В церкви толпа наблюдает короля и королеву:
"Иные вздыхали, утирали глаза своими белыми платками; другие смотрели без всякого чувства и смеялись над бедными монахами, которые пели вечерню. На короле был фиолетовый кафтан; на королеве, Елисавете{19} и принцессе черные платья с простым головным убором".
Комментаторы поясняют, что и фиолетовый, и черный цвет — знак траура… Наследник престола, дофин,
"в темном своем камзольчике, с голубою лентою через плечо, прыгал и веселился на свежем воздухе! Со всех сторон бежали люди смотреть его, и все без шляп; все с радостью окружали любезного младенца, который ласкал их взором и усмешками своими. Народ любит еще кровь царскую!"
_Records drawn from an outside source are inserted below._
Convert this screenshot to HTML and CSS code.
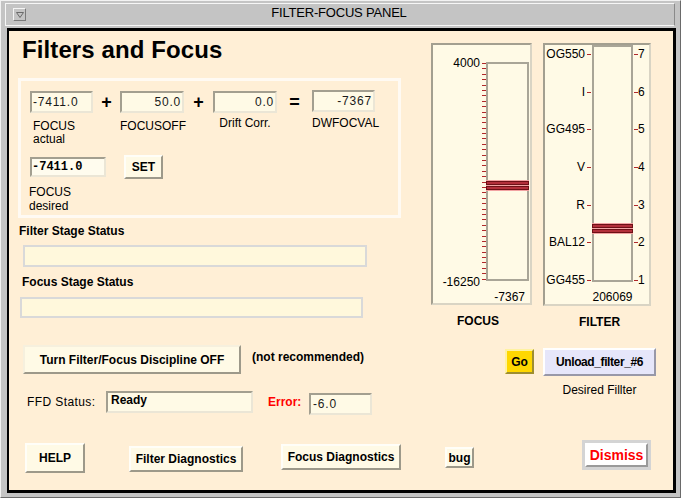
FILE: index.html
```html
<!DOCTYPE html>
<html>
<head>
<meta charset="utf-8">
<title>FILTER-FOCUS PANEL</title>
<link rel="stylesheet" href="styles.css">
</head>
<body>
<div class="window">
  <div class="titlebar">
    <div class="tb-inner">
      <div class="menu-btn"><svg width="8" height="6" viewBox="0 0 8 6"><path d="M0.5 0.5 H7.5 L4 5.5 Z" fill="none" stroke="#6a6a6a" stroke-width="1"/></svg></div>
      <div class="title">FILTER-FOCUS PANEL</div>
    </div>
  </div>
  <div class="content">
    <div class="upper">
      <div class="left-col">
        <div class="heading">Filters and Focus</div>
        <div class="group">
          <div class="calc-row">
            <div class="cell c1"><div class="field fld-left">-7411.0</div><div class="lbl lbl-left">FOCUS<br>actual</div></div>
            <div class="op op1">+</div>
            <div class="cell c2"><div class="field">50.0</div><div class="lbl">FOCUSOFF</div></div>
            <div class="op op2">+</div>
            <div class="cell c3"><div class="field">0.0</div><div class="lbl lbl-up">Drift Corr.</div></div>
            <div class="op op3">=</div>
            <div class="cell c4"><div class="field fld-up">-7367</div><div class="lbl lbl-up2">DWFOCVAL</div></div>
          </div>
          <div class="set-row">
            <div class="field desired">-7411.0</div>
            <div class="btn set-btn">SET</div>
          </div>
          <div class="lbl desired-lbl">FOCUS<br>desired</div>
        </div>
        <div class="stat-label fs">Filter Stage Status</div>
        <div class="stat-box fsb"></div>
        <div class="stat-label fcs">Focus Stage Status</div>
        <div class="stat-box fcsb"></div>
      </div>

      <div class="scale-wrap focus-wrap">
        <div class="frame focus-frame">
          <div class="f-labels"><span>4000</span><span>-16250</span></div>
          <div class="f-ticks">
            <i></i><i></i><i></i><i></i><i></i><i></i><i></i><i></i><i></i><i></i>
            <i></i><i></i><i></i><i></i><i></i><i></i><i></i><i></i><i></i><i></i>
            <i></i><i></i><i></i><i></i><i></i><i></i><i></i><i></i><i></i><i></i>
            <i></i><i></i><i></i><i></i><i></i><i></i><i></i><i></i><i></i><i></i>
            <i></i>
          </div>
          <div class="trough-col">
            <div class="trough focus-trough">
              <div class="handle" style="top:116px"><div class="bar"></div><div class="bar"></div></div>
            </div>
            <div class="readout focus-readout">-7367</div>
          </div>
        </div>
        <div class="scale-name focus-name">FOCUS</div>
      </div>

      <div class="scale-wrap filter-wrap">
        <div class="frame filter-frame">
          <div class="fl-left">
            <div class="frow"><span>OG550</span><i class="tk"></i></div>
            <div class="frow"><span>I</span><i class="tk"></i></div>
            <div class="frow"><span>GG495</span><i class="tk"></i></div>
            <div class="frow"><span>V</span><i class="tk"></i></div>
            <div class="frow"><span>R</span><i class="tk"></i></div>
            <div class="frow"><span>BAL12</span><i class="tk"></i></div>
            <div class="frow"><span>GG455</span><i class="tk"></i></div>
          </div>
          <div class="trough-col">
            <div class="trough filter-trough">
              <div class="handle" style="top:176px"><div class="bar"></div><div class="bar"></div></div>
            </div>
            <div class="readout filter-readout">206069</div>
          </div>
          <div class="fl-right">
            <div class="frow"><i class="tk"></i><span>7</span></div>
            <div class="frow"><i class="tk"></i><span>6</span></div>
            <div class="frow"><i class="tk"></i><span>5</span></div>
            <div class="frow"><i class="tk"></i><span>4</span></div>
            <div class="frow"><i class="tk"></i><span>3</span></div>
            <div class="frow"><i class="tk"></i><span>2</span></div>
            <div class="frow"><i class="tk"></i><span>1</span></div>
          </div>
        </div>
        <div class="scale-name filter-name">FILTER</div>
      </div>
    </div>

    <div class="mid">
      <div class="mid-left">
        <div class="turn-row">
          <div class="btn turn-btn">Turn Filter/Focus Discipline OFF</div>
          <div class="note">(not recommended)</div>
        </div>
        <div class="ffd-row">
          <div class="ffd-label">FFD Status:</div>
          <div class="field ready">Ready</div>
          <div class="error-label">Error:</div>
          <div class="field errf">-6.0</div>
        </div>
      </div>
      <div class="mid-right">
        <div class="btn go">Go</div>
        <div class="unload-col">
          <div class="btn unload">Unload_filter_#6</div>
          <div class="desired-filter">Desired Fillter</div>
        </div>
      </div>
    </div>

    <div class="bottom">
      <div class="btn help">HELP</div>
      <div class="btn fdiag">Filter Diagnostics</div>
      <div class="btn focdiag">Focus Diagnostics</div>
      <div class="btn bug">bug</div>
      <div class="dismiss-wrap"><div class="btn dismiss">Dismiss</div></div>
    </div>
  </div>
</div>
</body>
</html>
```

FILE: styles.css
```css
* { box-sizing: border-box; }
html, body { margin: 0; padding: 0; }
body {
  width: 681px;
  height: 498px;
  overflow: hidden;
  font-family: "Liberation Sans", Arial, sans-serif;
  font-size: 12px;
  color: #000;
  background: #c4c4c4;
}
.window {
  width: 681px;
  height: 498px;
  background: #c4c4c4;
  border-top: 1px solid #f2f2f2;
  border-left: 1px solid #f2f2f2;
  border-right: 1px solid #6a6a6a;
  border-bottom: 1px solid #6a6a6a;
  padding: 0 4px 4px 6px;
  display: flex;
  flex-direction: column;
}
.titlebar {
  height: 27px;
  padding: 2px 2px 1px 2px;
  margin-left: -4px;
  margin-right: -1px;
}
.tb-inner {
  height: 23px;
  border-top: 1px solid #f6f6f6;
  border-left: 1px solid #f6f6f6;
  border-bottom: 1px solid #f6f6f6;
  border-right: 1px solid #8a8a8a;
  display: flex;
  align-items: center;
}
.menu-btn {
  margin-left: 7px;
  width: 13px;
  height: 13px;
  border-style: solid;
  border-width: 1px;
  border-color: #f4f4f4 #7a7a7a #7a7a7a #f4f4f4;
  display: flex;
  align-items: center;
  justify-content: center;
}
.title {
  flex: 1;
  text-align: center;
  font-size: 13px;
  line-height: 16px;
  margin-bottom: 4px;
  margin-right: 22px;
  letter-spacing: -0.2px;
  color: #000;
}
.content {
  flex: 1;
  background: #ffefd6;
  border-style: solid;
  border-color: #000;
  border-width: 3px 3px 3px 2px;
  display: flex;
  flex-direction: column;
}
.upper {
  height: 314px;
  display: flex;
  align-items: flex-start;
}
.left-col {
  width: 412px;
  display: flex;
  flex-direction: column;
  align-items: flex-start;
}
.heading {
  margin: 5px 0 0 13px;
  font-size: 24px;
  line-height: 27px;
  font-weight: bold;
  letter-spacing: 0.1px;
}
.group {
  margin: 15px 0 0 9px;
  width: 383px;
  height: 140px;
  border: 3px solid #fffaf3;
  padding: 10px 0 0 9px;
}
.calc-row {
  display: flex;
  align-items: flex-start;
}
.cell {
  display: flex;
  flex-direction: column;
  text-align: center;
}
.c1 { width: 63px; text-align: left; }
.c2 { width: 64px; }
.c3 { width: 64px; }
.c4 { width: 63px; }
.op {
  font-size: 18px;
  line-height: 22px;
  font-weight: bold;
  text-align: center;
}
.op1 { width: 27px; }
.op2 { width: 29px; }
.op3 { width: 35px; }
.field {
  height: 22px;
  background: #fffae6;
  border-style: solid;
  border-width: 2px;
  border-color: #a39f90 #ebe6d6 #ebe6d6 #a39f90;
  font-size: 12px;
  line-height: 18px;
  padding: 0 1px;
  text-align: right;
  color: #1a1a1a;
  white-space: nowrap;
  letter-spacing: 0.8px;
}
.fld-left { text-align: left; }
.fld-up { margin-top: -1px; }
.lbl {
  font-size: 12px;
  line-height: 13px;
  margin-top: 7px;
  white-space: nowrap;
}
.lbl-left { padding-left: 3px; }
.lbl-up { margin-top: 4px; }
.lbl-up2 { margin-top: 5px; }
.set-row {
  display: flex;
  align-items: center;
  margin-top: 9px;
}
.desired {
  width: 76px;
  height: 20px;
  text-align: left;
  font-family: "Liberation Mono", monospace;
  font-weight: bold;
  font-size: 12px;
  line-height: 16px;
  padding: 0;
  letter-spacing: 0;
  background: #fffcee;
  color: #000;
}
.btn {
  display: flex;
  align-items: center;
  justify-content: center;
  font-weight: bold;
  font-size: 12px;
  white-space: nowrap;
  background: #fffae6;
  border-style: solid;
  border-width: 2px;
  border-color: #fffef8 #9d998a #9d998a #fffef8;
}
.set-btn {
  margin-left: 18px;
  width: 39px;
  height: 24px;
}
.desired-lbl {
  margin: 6px 0 0 -1px;
  line-height: 14px;
}
.stat-label {
  font-weight: bold;
  font-size: 12px;
  line-height: 14px;
}
.stat-box {
  background: #fff8dc;
  border: 2px solid #d9d9d9;
}
.fs { margin: 6px 0 0 10px; }
.fsb { margin: 7px 0 0 14px; width: 344px; height: 22px; }
.fcs { margin: 8px 0 0 13px; }
.fcsb { margin: 8px 0 0 11px; width: 343px; height: 21px; }

/* scales */
.scale-wrap {
  margin-top: 12px;
  display: flex;
  flex-direction: column;
  align-items: flex-start;
}
.focus-wrap { margin-left: 10px; }
.filter-wrap { margin-left: 11px; }
.frame {
  border-style: solid;
  border-width: 2px;
  border-color: #a39f90 #d9d4c4 #d9d4c4 #a39f90;
  background: #fffae6;
  display: flex;
  align-items: flex-start;
}
.focus-frame { width: 101px; height: 262px; }
.filter-frame { width: 108px; height: 263px; }
.f-labels {
  width: 47px;
  margin-top: 12px;
  height: 232px;
  display: flex;
  flex-direction: column;
  justify-content: space-between;
  align-items: flex-end;
  line-height: 13px;
}
.f-ticks {
  margin-left: 2px;
  width: 4px;
  margin-top: 18px;
  height: 217px;
  display: flex;
  flex-direction: column;
  justify-content: space-between;
}
.f-ticks i {
  display: block;
  width: 4px;
  height: 1px;
  background: #b0282a;
}
.trough-col {
  display: flex;
  flex-direction: column;
}
.trough {
  position: relative;
  border: 2px solid #a9a597;
  background: #fffae6;
}
.focus-trough {
  margin-top: 17px;
  width: 43px;
  height: 219px;
}
.filter-trough {
  width: 41px;
  height: 237px;
}
.handle {
  position: absolute;
  left: -2px;
  right: -2px;
  height: 11px;
  background: #f2a2a2;
  padding: 1px 0;
  display: flex;
  flex-direction: column;
  gap: 1px;
}
.bar {
  height: 4px;
  background: #b32f3a;
  border: 1px solid #6e1016;
}
.readout {
  line-height: 13px;
  margin-top: 10px;
}
.focus-readout { text-align: right; padding-right: 4px; }
.filter-readout { text-align: center; margin-top: 9px; }
.scale-name {
  font-weight: bold;
  font-size: 12px;
  line-height: 14px;
  margin-top: 9px;
}
.focus-name { margin-left: 26px; }
.filter-name { margin-left: 36px; }
.fl-left, .fl-right {
  margin-top: 3px;
  height: 239px;
  display: flex;
  flex-direction: column;
  justify-content: space-between;
}
.fl-left { width: 47px; padding-right: 1px; align-items: flex-end; }
.fl-right { margin-left: 1px; align-items: flex-start; }
.frow {
  height: 13px;
  line-height: 13px;
  display: flex;
  align-items: center;
}
.tk {
  display: block;
  width: 4px;
  height: 1px;
  background: #b0282a;
}
.fl-left .tk { margin-left: 2px; }

/* middle */
.mid {
  height: 95px;
  display: flex;
  align-items: flex-start;
}
.mid-left {
  display: flex;
  flex-direction: column;
}
.turn-row {
  display: flex;
  align-items: flex-start;
}
.turn-btn {
  margin-left: 14px;
  width: 218px;
  height: 29px;
  border-color: #f6f0de #9d998a #9d998a #f6f0de;
}
.note {
  margin: 5px 0 0 11px;
  font-weight: bold;
  line-height: 14px;
}
.ffd-row {
  display: flex;
  align-items: flex-start;
  margin-top: 17px;
}
.ffd-label {
  width: 79px;
  margin: 4px 0 0 18px;
  line-height: 14px;
  letter-spacing: 0.4px;
}
.ready {
  width: 147px;
  height: 22px;
  text-align: left;
  font-weight: bold;
  line-height: 14px;
  padding: 0 0 0 3px;
  letter-spacing: 0;
  color: #000;
}
.error-label {
  width: 41px;
  margin: 4px 0 0 15px;
  color: #f00;
  font-weight: bold;
  line-height: 14px;
}
.errf {
  width: 63px;
  margin-top: 2px;
  text-align: left;
  padding-left: 2px;
}
.mid-right {
  margin-left: auto;
  margin-right: 17px;
  display: flex;
  align-items: flex-start;
}
.go {
  margin-top: 4px;
  width: 29px;
  height: 25px;
  background: #ffd700;
  border-color: #fff2a0 #9e8e30 #9e8e30 #fff2a0;
}
.unload-col {
  margin-left: 9px;
  margin-top: 3px;
  display: flex;
  flex-direction: column;
  align-items: center;
}
.unload {
  width: 113px;
  height: 28px;
  background: #e6e6fa;
  border-color: #ffffff #9898a8 #9898a8 #ffffff;
  letter-spacing: -0.4px;
}
.desired-filter {
  margin-top: 8px;
  line-height: 13px;
}

/* bottom */
.bottom {
  display: flex;
  align-items: flex-start;
}
.help { margin: 3px 0 0 16px; width: 60px; height: 30px; }
.fdiag { margin: 6px 0 0 44px; width: 114px; height: 26px; }
.focdiag { margin: 4px 0 0 38px; width: 120px; height: 26px; }
.bug { margin: 7px 0 0 44px; width: 29px; height: 21px; }
.dismiss-wrap {
  margin: 0 0 0 108px;
  width: 69px;
  height: 30px;
  border: 3px solid #d4d4d4;
}
.dismiss {
  width: 63px;
  height: 24px;
  background: #ffffff;
  border-color: #ffffff #9a9a9a #9a9a9a #ffffff;
  color: #ff0000;
  font-size: 14px;
}
```
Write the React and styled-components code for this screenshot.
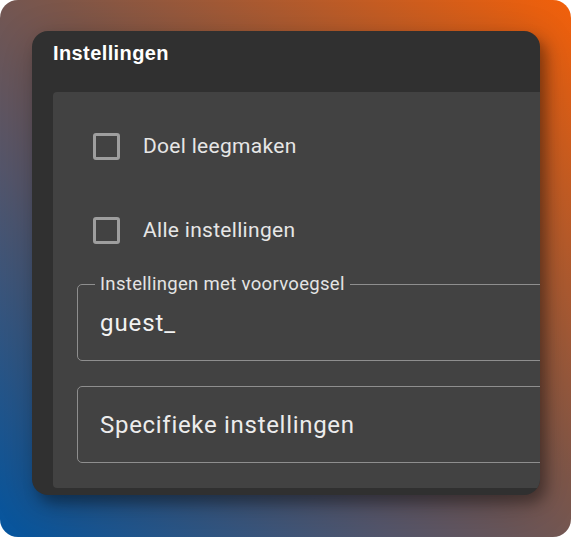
import React from 'react';
import styled, { createGlobalStyle } from 'styled-components';

const GlobalStyle = createGlobalStyle`
    html, body {
        margin: 0;
        padding: 0;
        background: #ffffff;
    }
    * {
        box-sizing: border-box;
    }
`;

const Backdrop = styled.div`
    width: 571px;
    height: 537px;
    border-radius: 18px;
    overflow: hidden;
    padding: 31px 0 0 32px;
    background: linear-gradient(to top right, #04559f 0%, #56566a 35%, #7d5649 55%, #f2600a 100%);
`;

const Dialog = styled.div`
    width: 508px;
    height: 464px;
    border-radius: 16px;
    background: #303030;
    overflow: hidden;
    box-shadow: 6px 8px 14px rgba(0, 0, 0, 0.35), 0 10px 40px rgba(0, 0, 0, 0.2);
    display: flex;
    flex-direction: column;
`;

const Title = styled.h2`
    margin: 0;
    padding: 10px 0 27px 21px;
    font-family: "Liberation Sans", Arial, sans-serif;
    font-weight: bold;
    font-size: 20px;
    line-height: 24px;
    letter-spacing: 0.4px;
    color: #ffffff;
`;

const Panel = styled.div`
    width: 600px;
    margin-left: 21px;
    padding: 26px 0 25px 24px;
    background: #424242;
    border-radius: 4px;
    display: flex;
    flex-direction: column;
    font-family: Roboto, "Liberation Sans", sans-serif;
`;

const CheckRow = styled.label`
    display: flex;
    align-items: center;
    gap: 23px;
    height: 56px;
    padding-left: 16px;
    margin-bottom: ${props => props.gap || 0}px;
    font-size: 21px;
    letter-spacing: 0.3px;
    color: #e6e6e6;
`;

const Checkbox = styled.input`
    appearance: none;
    margin: 0;
    width: 27px;
    height: 27px;
    border: 3px solid #9e9e9e;
    border-radius: 3px;
    background: transparent;
`;

const Field = styled.fieldset`
    margin: 0 0 25px 0;
    padding: 14px 22px 23px 22px;
    border: 1px solid #8e8e8e;
    border-radius: 5px;
`;

const Legend = styled.legend`
    margin-left: -5px;
    padding: 0 5px;
    font-size: 18.5px;
    line-height: 21px;
    letter-spacing: 0.32px;
    color: #e4e4e4;
`;

const Value = styled.div`
    font-size: 24px;
    line-height: 28px;
    letter-spacing: 0.9px;
    color: #f2f2f2;
`;

const SelectBox = styled.div`
    display: flex;
    align-items: center;
    height: 77px;
    padding-left: 22px;
    border: 1px solid #8e8e8e;
    border-radius: 5px;
    font-size: 24px;
    letter-spacing: 0.7px;
    color: #ececec;
`;

export default function App() {
    return (
        <>
            <GlobalStyle />
            <Backdrop>
                <Dialog>
                    <Title>Instellingen</Title>
                    <Panel>
                        <CheckRow gap={28}>
                            <Checkbox type="checkbox" />
                            Doel leegmaken
                        </CheckRow>
                        <CheckRow gap={16}>
                            <Checkbox type="checkbox" />
                            Alle instellingen
                        </CheckRow>
                        <Field>
                            <Legend>Instellingen met voorvoegsel</Legend>
                            <Value>guest_</Value>
                        </Field>
                        <SelectBox>Specifieke instellingen</SelectBox>
                    </Panel>
                </Dialog>
            </Backdrop>
        </>
    );
}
"Любит кровь…" — фраза неожиданно двусмысленная…
В столице революции еще можно увидеть пьесу из русской жизни о любви императора Петра к прекрасной крестьянке Екатерине, которая в конце делается императрицей ("вельможи" падают перед ней на колени — радостные восклицания гремят в воздухе: "Да здравствуют Петр и Екатерина!" Государь обнимает супругу, занавес опускается).
Пройдет два года, и никакие театральные русские императоры не будут выходить на парижскую революционную сцену; меж тем неподалеку разыгрывается куда более грозный, занимающий весь мир спектакль — Учредительное собрание, завершающее подготовку первой французской конституции. В том театре русский путешественник — среди постоянных зрителей; слушает, между прочим запоминает шутки; шутки самих французов о причинах революции.
Аббат Н. (имя которого до сих пор не расшифровано) — постоянный проводник Карамзина в прогулках по Парижу — сочиняет прелюбопытное эссе о Франции XVIII века (если только все это не сочинение самого Карамзина).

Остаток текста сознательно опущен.